Global Family Law Services

U.S. Supreme Court to hear international child custody dispute from Cleveland area

December 10, 2019 | By Sabrina Eaton

WASHINGTON, D.C. – How should courts decide where a newborn will live when her parents are involved in an international custody dispute?

The U.S. Supreme Court will help figure that out Wednesday, as it weighs the case of a Northeast Ohio woman who had a baby in Italy with a husband she was divorcing amid claims of physical abuse.

At issue is custody of the four-year-old daughter that research biologist Michelle Monasky had in Italy with her former husband, Italian anesthesiologist Domenico Taglieri. Legal papers say the couple had a rocky relationship that included domestic violence. In April 2015, before the child was eight weeks old, Monasky and the baby moved into her parents’ home in Painesville. Taglieri sought custody of the baby, claiming Monasky abducted her.

In 2016, Cleveland-based U.S. Judge Solomon Oliver Jr., ruled the child should return to Italy because that was her “habitual residence” under the Hague Convention on child abduction. Monasky returned to Italy to be near the child, who is called “A.M.T” in legal papers, while custody lawsuits continued. Monasky’s attorney, Andrew Zashin, says she has limited visitation rights with the child in a “totally unjust situation.”

2017 decision by the the Sixth Circuit U.S. Court of Appeals ratified the child’s transfer to Italy, upholding Oliver’s determination that Italy was the child’s “habitual residence” and ruling that Monasky didn’t prove any “grave risk” to A.M.T. because of the past domestic abuse allegations against Taglieri. Monasky appealed the case to the U.S. Supreme Court, contending that the baby’s “habitual residence” was decided incorrectly because the couple hadn’t decided where to raise the child and the child was too young to be attached to Italy when she left.

“This woman was subjected to domestic violence,” said Zashin. “There is no way to separate that when you consider shared parental intent. As soon as she was able to physically leave, she left with an 8-week-old and filed for divorce.”

A brief filed by U.S. Solicitor General Noel J. Francisco said the appeals court did not properly review how the child’s habitual residence was decided and that court should vacate the appellate decision.
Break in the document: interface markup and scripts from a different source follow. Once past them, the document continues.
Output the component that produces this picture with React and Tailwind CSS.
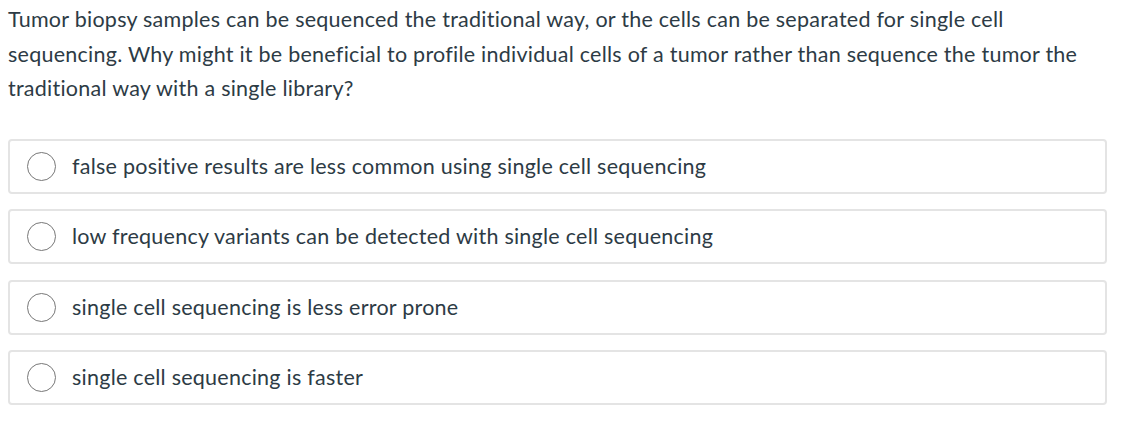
import { useState } from 'react';

const respuestas = [
  'false positive results are less common using single cell sequencing',
  'low frequency variants can be detected with single cell sequencing',
  'single cell sequencing is less error prone',
  'single cell sequencing is faster',
];

const App = () => {
  const [elegida, setElegida] = useState(null);

  return (
    <div className="bg-white w-[1123px] h-[423px] px-2 pt-[2px] text-[#2d3b45] font-['Lato',sans-serif] text-[21.5px] tracking-[0.25px]">
      <p className="leading-[34.5px]">
        Tumor biopsy samples can be sequenced the traditional way, or the cells can be separated for single cell
        <br />
        sequencing. Why might it be beneficial to profile individual cells of a tumor rather than sequence the tumor the
        <br />
        traditional way with a single library?
      </p>

      <div className="mt-[33px] flex flex-col gap-[15.5px] w-[1099px]">
        {respuestas.map((texto, i) => (
          <label
            key={i}
            className="flex items-center h-[55px] border-2 border-[#e4e4e4] rounded-[4px] pl-[17px] cursor-pointer"
          >
            <input
              type="radio"
              name="respuesta"
              className="sr-only"
              checked={elegida === i}
              onChange={() => setElegida(i)}
            />
            <span className="w-[29px] h-[29px] rounded-full border-[1.5px] border-[#777] flex items-center justify-center shrink-0">
              {elegida === i && <span className="w-[15px] h-[15px] rounded-full bg-[#2d3b45]" />}
            </span>
            <span className="ml-[16px]">{texto}</span>
          </label>
        ))}
      </div>
    </div>
  );
};

export default App;
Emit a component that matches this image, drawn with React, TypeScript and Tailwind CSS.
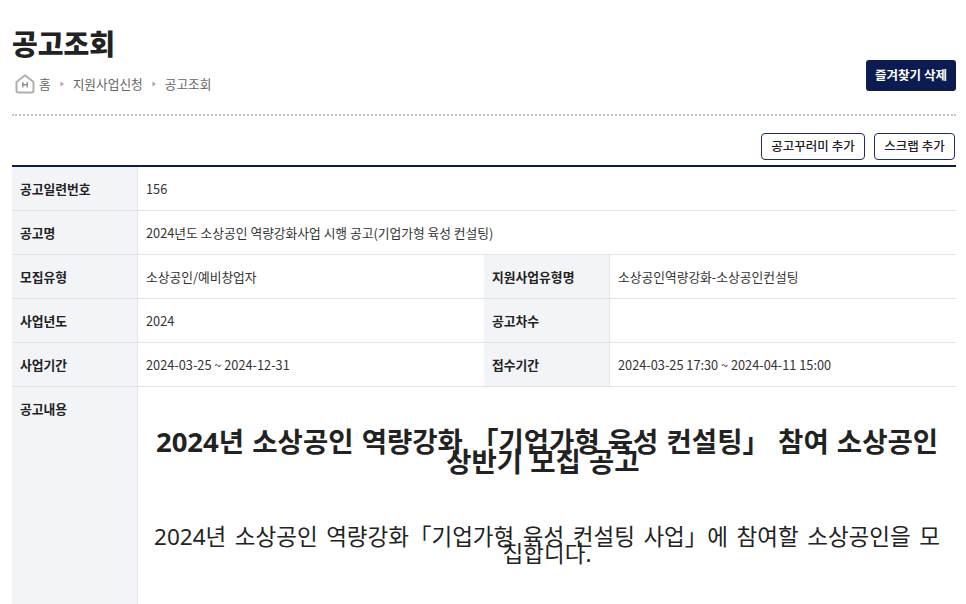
const F = "font-['Noto_Sans_CJK_KR','Noto_Sans',sans-serif]";

function Row({ cells }: { cells: [string, string][] }) {
  return (
    <div className="flex h-[44px] border-b border-[#e3e3e3]">
      {cells.map(([k, v], i) => (
        <div key={k} className={cells.length === 2 && i === 0 ? "flex w-[472px] shrink-0" : "flex flex-1"}>
          <div className="flex w-[126px] shrink-0 items-center border-r border-[#e3e3e3] bg-[#f2f4f8] pl-[8px] text-[12.8px] font-bold text-[#222]">
            {k}
          </div>
          <div className="flex flex-1 items-center pl-[8px] text-[12.75px] text-[#333]">{v}</div>
        </div>
      ))}
    </div>
  );
}

function Crumb() {
  return (
    <svg width="8" height="8" viewBox="0 0 8 8" className="shrink-0">
      <path d="M2.5 1.5 L6 4 L2.5 6.5 Z" fill="#a8a8a8" />
    </svg>
  );
}

export default function App() {
  return (
    <div className={`${F} h-[604px] w-[966px] overflow-hidden bg-white pr-[10px] pl-[12px]`}>
      <div className="flex h-[116px] items-start justify-between border-b-2 border-dotted border-[#c4c4c4]">
        <div>
          <h1 className="mt-[26px] text-[28px] leading-[34px] font-black text-[#222]">공고조회</h1>
          <div className="mt-[14px] flex items-center pl-[3px] text-[12.7px] leading-[20px] text-[#666]">
            <svg width="20" height="20" viewBox="0 0 20 20" className="shrink-0">
              <path d="M1.5 8 L10 1.2 L18.5 8 V16.5 a2 2 0 0 1 -2 2 H3.5 a2 2 0 0 1 -2 -2 Z" fill="none" stroke="#b0b0b0" strokeWidth="2" strokeLinejoin="round" />
              <path d="M7.8 8 V13.5 M12.2 8 V13.5 M7.8 10.7 H12.2" fill="none" stroke="#8f8f8f" strokeWidth="1.4" />
            </svg>
            <span className="ml-[4px]">홈</span>
            <span className="mx-[7px]"><Crumb /></span>
            <span>지원사업신청</span>
            <span className="mx-[7px]"><Crumb /></span>
            <span>공고조회</span>
          </div>
        </div>
        <button className="mt-[60px] flex h-[31px] w-[90px] items-center justify-center rounded-[3px] bg-[#0c1c50] text-[12.5px] font-bold text-white">
          즐겨찾기 삭제
        </button>
      </div>
      <div className="flex h-[49px] items-start justify-end gap-[9px] pt-[17px] pr-[1px]">
        <button className="flex h-[27px] w-[104px] items-center justify-center rounded-[4px] border border-[#1c2c5e] bg-white text-[12.5px] font-medium text-[#222]">
          공고꾸러미 추가
        </button>
        <button className="flex h-[27px] w-[81px] items-center justify-center rounded-[4px] border border-[#1c2c5e] bg-white text-[12.5px] font-medium text-[#222]">
          스크랩 추가
        </button>
      </div>
      <div className="border-t-2 border-[#0c1c50]">
        <Row cells={[["공고일련번호", "156"]]} />
        <Row cells={[["공고명", "2024년도 소상공인 역량강화사업 시행 공고(기업가형 육성 컨설팅)"]]} />
        <Row cells={[["모집유형", "소상공인/예비창업자"], ["지원사업유형명", "소상공인역량강화-소상공인컨설팅"]]} />
        <Row cells={[["사업년도", "2024"], ["공고차수", ""]]} />
        <Row cells={[["사업기간", "2024-03-25 ~ 2024-12-31"], ["접수기간", "2024-03-25 17:30 ~ 2024-04-11 15:00"]]} />
        <div className="flex h-[300px]">
          <div className="w-[126px] shrink-0 border-r border-[#e3e3e3] bg-[#f2f4f8] pt-[13px] pl-[8px] text-[12.8px] leading-[18px] font-bold text-[#222]">
            공고내용
          </div>
          <div className="flex-1 px-[14px] text-center text-[#222] font-['Noto_Sans','Noto_Sans_CJK_KR',sans-serif]">
            <h2 className="mt-[45px] text-[27.5px] leading-[20px] font-bold [word-spacing:1px]">
              2024년 소상공인 역량강화 「기업가형 육성 컨설팅」 참여 소상공인 상반기 모집 공고{"\u00a0"}
            </h2>
            <p className="mt-[56px] text-[22.5px] leading-[17px] [word-spacing:2.7px]">
              2024년 소상공인 역량강화「기업가형 육성 컨설팅 사업」에 참여할 소상공인을 모집합니다.
            </p>
          </div>
        </div>
      </div>
    </div>
  );
}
Organizations for family lawyers filed legal briefs to express concern that reversing the lower court decisions will undermine the return of children who are abducted in custody disputes, while a coalition of groups that fight domestic violence argued that upholding the lower decision would force parents who flee domestic violence to turn their children over to abusive partners.

Taglieri’s lawyers say the appeals decision should be left intact. They said that ordering the return of a child to his or her country of habitual residence does not determine the final custody arrangement for the child; it “allow[s] the courts of the home country to decide what is in the child’s best interests.”

“The district court focused part of its analysis on evidence relating to the parents’ intent, finding based on that factor that Italy was A.M.T.’s habitual residence,” say Taglieri’s legal briefs. “There is no basis for disturbing that determination.”

A Cleveland-based attorney for Taglieri, John D. Sayre, said he believes the court might have taken the case because it wants “to announce some definite standards to eliminate some of the confusion” in adjudicating international custody matters that involve infants. If the court decides that A.M.T’s habitual residence was incorrectly decided, Sayre said Oliver would have to review his decision.

Zashin said his client hopes the Supreme Court’s decision will result in the child’s return to Ohio.

“Sense, decency and justice are on our side,” said Zashin.